Binary Search Process:

• Initial: l = 0, r = 6

• mid = 3: Check length 3

  • Maximal runs: "a", "b", "c", "a", "b", "a"
  • Each run has length 1, so max(0, 1 - 3 + 1) = 0 substrings
  • check(3) returns False
  • Update r = 2

• mid = 1: Check length 1

  • Maximal runs contribute:
    • "a": 1 substring (appears at position 0)
    • "b": 1 substring (appears at position 1)
    • "c": 1 substring (appears at position 2)
    • "a": 1 substring (appears at position 3)
    • "b": 1 substring (appears at position 4)
    • "a": 1 substring (appears at position 5)
  • Count: 'a' appears 3 times, 'b' appears 2 times, 'c' appears 1 time
  • Since 'a' count = 3 ≥ 3, check(1) returns True
  • Update l = 1

• Binary search ends with l = 1

• Return 1 (the special substring "a" appears 3 times)

Solution Implementation

Time and Space Complexity

Time Complexity: O(n × log n)

The algorithm uses binary search on the answer range [0, n], which takes O(log n) iterations. In each iteration, the check function is called:

• The check function iterates through the string once with two pointers (i and j), taking O(n) time to identify consecutive character segments
• For each segment, it performs constant time operations to update the count in the dictionary
• Finding the maximum value in the dictionary takes O(|Σ|) time where |Σ| = 26 for lowercase letters

Since |Σ| is constant (26), the time per check call is O(n). Therefore, the total time complexity is O(n × log n).

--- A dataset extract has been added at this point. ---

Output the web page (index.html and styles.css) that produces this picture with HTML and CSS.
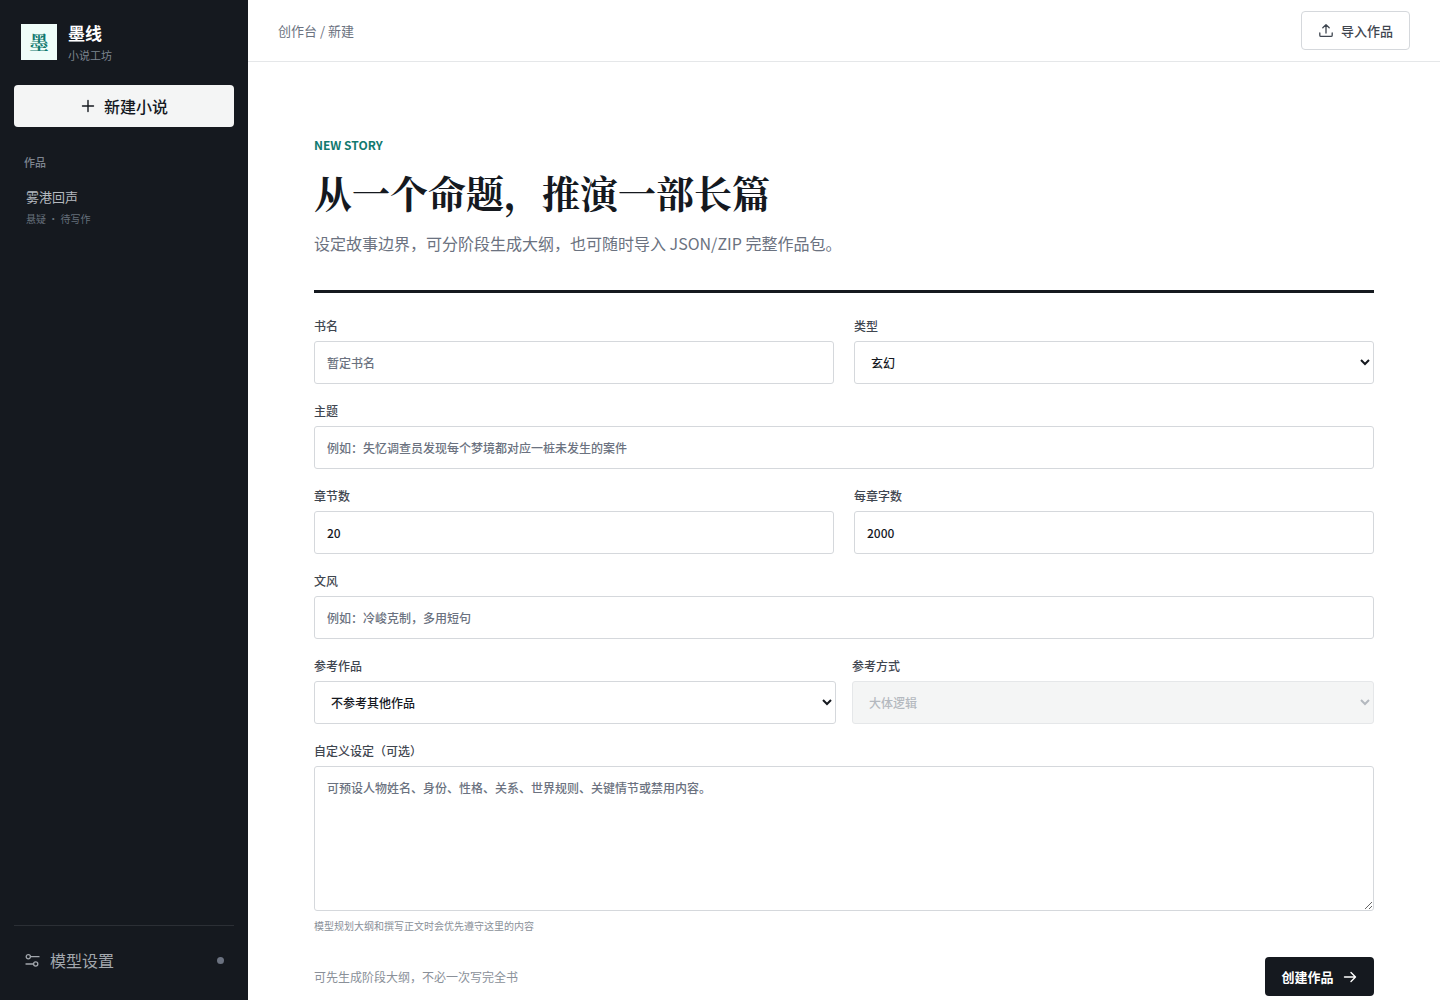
FILE: index.html
```html
<!DOCTYPE html>
<html lang="zh-CN">
<head>
    <meta charset="UTF-8">
    <meta name="viewport" content="width=device-width, initial-scale=1.0">
    <title>墨线 - 新建</title>
    <link rel="stylesheet" href="styles.css">
</head>
<body>
    <aside class="sidebar">
        <div class="brand">
            <div class="brand-logo">墨</div>
            <div class="brand-text">
                <div class="brand-name">墨线</div>
                <div class="brand-sub">小说工坊</div>
            </div>
        </div>
        <button class="new-button">
            <svg width="16" height="16" viewBox="0 0 16 16" fill="none" stroke="currentColor" stroke-width="1.4" stroke-linecap="round"><path d="M8 2.500v11M2.500 8h11"/></svg>
            <span>新建小说</span>
        </button>
        <div class="side-label">作品</div>
        <div class="work">
            <div class="work-title">雾港回声</div>
            <div class="work-meta">悬疑 · 待写作</div>
        </div>
        <div class="side-footer">
            <svg width="16" height="16" viewBox="0 0 16 16" fill="none" stroke="currentColor" stroke-width="1.3" stroke-linecap="round"><circle cx="4.300" cy="3.700" r="2.100"/><path d="M6.800 3.700H15"/><circle cx="11.700" cy="11" r="2.100"/><path d="M2 11h7.200"/></svg>
            <span class="footer-text">模型设置</span>
            <span class="status-dot"></span>
        </div>
    </aside>
    <div class="main">
        <header class="topbar">
            <div class="crumbs">创作台 / 新建</div>
            <button class="import-button">
                <svg width="16" height="16" viewBox="0 0 16 16" fill="none" stroke="currentColor" stroke-width="1.3" stroke-linecap="round" stroke-linejoin="round"><path d="M8 11V2.800M4.800 5.800 8 2.600l3.200 3.200M1.800 11v2.200c0 .7.500 1.200 1.200 1.200h10c.7 0 1.200-.5 1.200-1.200V11"/></svg>
                <span>导入作品</span>
            </button>
        </header>
        <main class="page">
            <div class="eyebrow">NEW STORY</div>
            <h1>从一个命题，推演一部长篇</h1>
            <p class="lead">设定故事边界，可分阶段生成大纲，也可随时导入 JSON/ZIP 完整作品包。</p>
            <form class="story-form">
                <div class="row two">
                    <div class="field">
                        <label>书名</label>
                        <input type="text" placeholder="暂定书名">
                    </div>
                    <div class="field">
                        <label>类型</label>
                        <select><option>玄幻</option></select>
                    </div>
                </div>
                <div class="field">
                    <label>主题</label>
                    <input type="text" placeholder="例如：失忆调查员发现每个梦境都对应一桩未发生的案件">
                </div>
                <div class="row two">
                    <div class="field">
                        <label>章节数</label>
                        <input type="number" value="20">
                    </div>
                    <div class="field">
                        <label>每章字数</label>
                        <input type="number" value="2000">
                    </div>
                </div>
                <div class="field">
                    <label>文风</label>
                    <input type="text" placeholder="例如：冷峻克制，多用短句">
                </div>
                <div class="row ref">
                    <div class="field">
                        <label>参考作品</label>
                        <select><option>不参考其他作品</option></select>
                    </div>
                    <div class="field">
                        <label>参考方式</label>
                        <select disabled><option>大体逻辑</option></select>
                    </div>
                </div>
                <div class="field">
                    <label>自定义设定（可选）</label>
                    <textarea placeholder="可预设人物姓名、身份、性格、关系、世界规则、关键情节或禁用内容。"></textarea>
                    <div class="hint">模型规划大纲和撰写正文时会优先遵守这里的内容</div>
                </div>
                <div class="form-footer">
                    <span class="footer-note">可先生成阶段大纲，不必一次写完全书</span>
                    <button type="button" class="create-button">
                        <span>创建作品</span>
                        <svg width="16" height="16" viewBox="0 0 16 16" fill="none" stroke="currentColor" stroke-width="1.4" stroke-linecap="round" stroke-linejoin="round"><path d="M2.500 8h11M9 3.500 13.500 8 9 12.500"/></svg>
                    </button>
                </div>
            </form>
        </main>
    </div>
</body>
</html>
```

FILE: styles.css
```css
* {
    margin: 0;
    padding: 0;
    box-sizing: border-box;
}

html, body {
    height: 100%;
    overflow: hidden;
}

body {
    display: flex;
    background-color: #ffffff;
    color: #15191f;
    font-family: "Noto Sans CJK SC", "Noto Sans", sans-serif;
}

/* sidebar */
.sidebar {
    width: 248px;
    flex-shrink: 0;
    height: 100vh;
    background-color: #15191f;
    padding: 24px 14px 0;
    display: flex;
    flex-direction: column;
}

.brand {
    height: 36px;
    display: flex;
    align-items: flex-start;
    gap: 11px;
    padding-left: 7px;
}

.brand-logo {
    width: 36px;
    height: 36px;
    background-color: #effdf9;
    color: #11796f;
    font-family: "Noto Serif CJK SC", serif;
    font-size: 19px;
    font-weight: 700;
    line-height: 36px;
    text-align: center;
}

.brand-text {
    margin-top: -1px;
}

.brand-name {
    font-size: 17px;
    font-weight: 700;
    line-height: 20px;
    color: #ffffff;
}

.brand-sub {
    font-size: 11px;
    line-height: 16px;
    margin-top: 4px;
    color: #7d8590;
}

.new-button {
    margin-top: 25px;
    height: 42px;
    border: none;
    border-radius: 4px;
    background-color: #f4f5f5;
    color: #15191f;
    font-family: inherit;
    font-size: 16px;
    font-weight: 500;
    display: flex;
    align-items: center;
    justify-content: center;
    gap: 8px;
}

.side-label {
    margin-top: 27px;
    padding-left: 10px;
    font-size: 11px;
    font-weight: 500;
    line-height: 16px;
    color: #7d8590;
}

.work {
    margin-top: 17px;
    padding-left: 12px;
}

.work-title {
    font-size: 13px;
    line-height: 20px;
    color: #b4b9bf;
}

.work-meta {
    margin-top: 5px;
    font-size: 10px;
    line-height: 14px;
    color: #66707b;
}

.side-footer {
    margin-top: auto;
    height: 75px;
    border-top: 1px solid #2b2f35;
    padding: 0 10px 5px;
    display: flex;
    align-items: center;
    gap: 10px;
    color: #a2a7ad;
}

.footer-text {
    font-size: 16px;
    flex: 1;
    margin-top: -2px;
}

.status-dot {
    width: 7px;
    height: 7px;
    border-radius: 50%;
    background-color: #6b7280;
}

/* main */
.main {
    flex: 1;
    min-width: 0;
    height: 100vh;
    overflow: hidden;
}

.topbar {
    height: 62px;
    border-bottom: 1px solid #e5e7e9;
    padding: 0 30px 1px;
    display: flex;
    align-items: center;
    justify-content: space-between;
}

.crumbs {
    font-size: 13px;
    color: #6b7280;
}

.import-button {
    width: 109px;
    height: 39px;
    border: 1px solid #d5d8dc;
    border-radius: 4px;
    background-color: #ffffff;
    color: #3f4650;
    font-family: inherit;
    font-size: 13px;
    font-weight: 500;
    display: flex;
    align-items: center;
    justify-content: center;
    gap: 7px;
}

.page {
    width: 1060px;
    margin: 0 auto;
    padding-top: 74px;
}

.eyebrow {
    font-size: 12px;
    font-weight: 700;
    line-height: 18px;
    color: #11796f;
}

h1 {
    margin-top: 12px;
    font-family: "Noto Serif CJK SC", "Noto Sans CJK SC", serif;
    font-size: 38px;
    font-weight: 700;
    line-height: 52px;
    color: #15191f;
}

.lead {
    margin-top: 13px;
    font-size: 16px;
    line-height: 24px;
    color: #6b7280;
}

.story-form {
    margin-top: 35px;
    border-top: 3px solid #15191f;
    padding-top: 25px;
    display: flex;
    flex-direction: column;
    gap: 19px;
}

.row {
    display: grid;
    grid-template-columns: 1fr 1fr;
    gap: 20px;
}

.row.ref {
    gap: 16px;
}

.field label {
    display: block;
    font-size: 12px;
    font-weight: 500;
    line-height: 16px;
    margin-bottom: 7px;
    color: #3f4650;
}

input, select, textarea {
    display: block;
    width: 100%;
    height: 43px;
    border: 1px solid #d5d8dc;
    border-radius: 3px;
    background-color: #ffffff;
    padding: 0 12px;
    font-family: inherit;
    font-size: 12px;
    font-weight: 500;
    color: #15191f;
}

input::placeholder, textarea::placeholder {
    color: #6b7280;
    opacity: 1;
}

select:disabled {
    background-color: #f4f5f5;
    border-color: #e5e7e9;
    color: #b4b9bf;
    opacity: 1;
}

textarea {
    height: 145px;
    padding: 11px 12px;
    line-height: 20px;
}

.hint {
    margin-top: 8px;
    font-size: 10px;
    line-height: 14px;
    color: #8a9099;
}

.form-footer {
    margin-top: 5px;
    display: flex;
    align-items: center;
    justify-content: space-between;
}

.footer-note {
    font-size: 12px;
    color: #8a9099;
}

.create-button {
    width: 109px;
    height: 39px;
    border: none;
    border-radius: 4px;
    background-color: #15191f;
    color: #ffffff;
    font-family: inherit;
    font-size: 13px;
    font-weight: 700;
    display: flex;
    align-items: center;
    justify-content: center;
    gap: 8px;
}
```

Space Complexity: O(|Σ|) or O(1)

The space is used by:

• The cnt dictionary in the check function, which stores at most |Σ| entries (one for each distinct character in the string)
• Since we're dealing with lowercase English letters, |Σ| = 26, making this O(26) = O(1) constant space
• A few integer variables (i, j, l, r, mid) which use O(1) space

Therefore, the space complexity is O(|Σ|) where |Σ| = 26, which simplifies to O(1).

Learn more about how to find time and space complexity quickly.

Common Pitfalls

1. Misunderstanding "Special Substring" Definition

Many developers incorrectly assume that we need to find any substring that appears 3+ times, rather than a substring consisting of only repeated characters.

Wrong Interpretation:

# Incorrectly counts ALL substrings, not just special ones
def check_wrong(x):
    substrings = defaultdict(int)
    for i in range(len(s) - x + 1):
        substrings[s[i:i+x]] += 1
    return max(substrings.values()) >= 3

Correct Approach: Only count substrings where all characters are the same. The solution correctly handles this by processing maximal runs of identical characters.

2. Off-by-One Error in Counting Substrings

When calculating how many substrings of length x can be extracted from a run of length n, the formula is max(0, n - x + 1), not n - x.

Common Mistake:

# Missing the +1 in the formula
possible_substrings = max(0, group_length - target_length)  # Wrong!

Correct Formula:

possible_substrings = max(0, group_length - target_length + 1)

For example, from "aaa" (length 3), we can extract:

• 2 substrings of length 2: "aa" at positions [0,1] and [1,2]
• Formula: 3 - 2 + 1 = 2 ✓

3. Binary Search Boundary Issues

Using standard binary search pattern mid = (left + right) // 2 can cause infinite loops when searching for maximum valid values.

Problematic Pattern:

while left < right:
    mid = (left + right) // 2  # Can cause infinite loop
    if check(mid):
        left = mid  # When left = right - 1, mid always equals left
    else:
        right = mid - 1

Solution: Use ceiling division mid = (left + right + 1) // 2 or the bit shift equivalent (left + right + 1) >> 1 to ensure progress when left = right - 1.

4. Inefficient Character Group Detection

Processing each character individually instead of identifying maximal runs leads to incorrect counting.

Inefficient/Wrong:

for i in range(len(s)):
    if i == 0 or s[i] != s[i-1]:
        # Start new group - but doesn't track full group length
        count = 1
    else:
        count += 1
    # Can't correctly calculate substrings without knowing total group length

Correct Two-Pointer Approach:

i = 0
while i < len(s):
    j = i + 1
    while j < len(s) and s[j] == s[i]:
        j += 1
    # Now we know the complete group s[i:j] before processing
    group_length = j - i
    # Process entire group at once
    i = j

5. Forgetting Edge Cases

Not handling the case where no valid special substring exists (should return -1).

Missing Edge Case Handling:

# Wrong: always returns a value even when no valid substring exists
return left

Correct Implementation:

return -1 if left == 0 else left

This ensures that when binary search converges to 0 (meaning even length-1 special substrings don't appear 3+ times), we correctly return -1.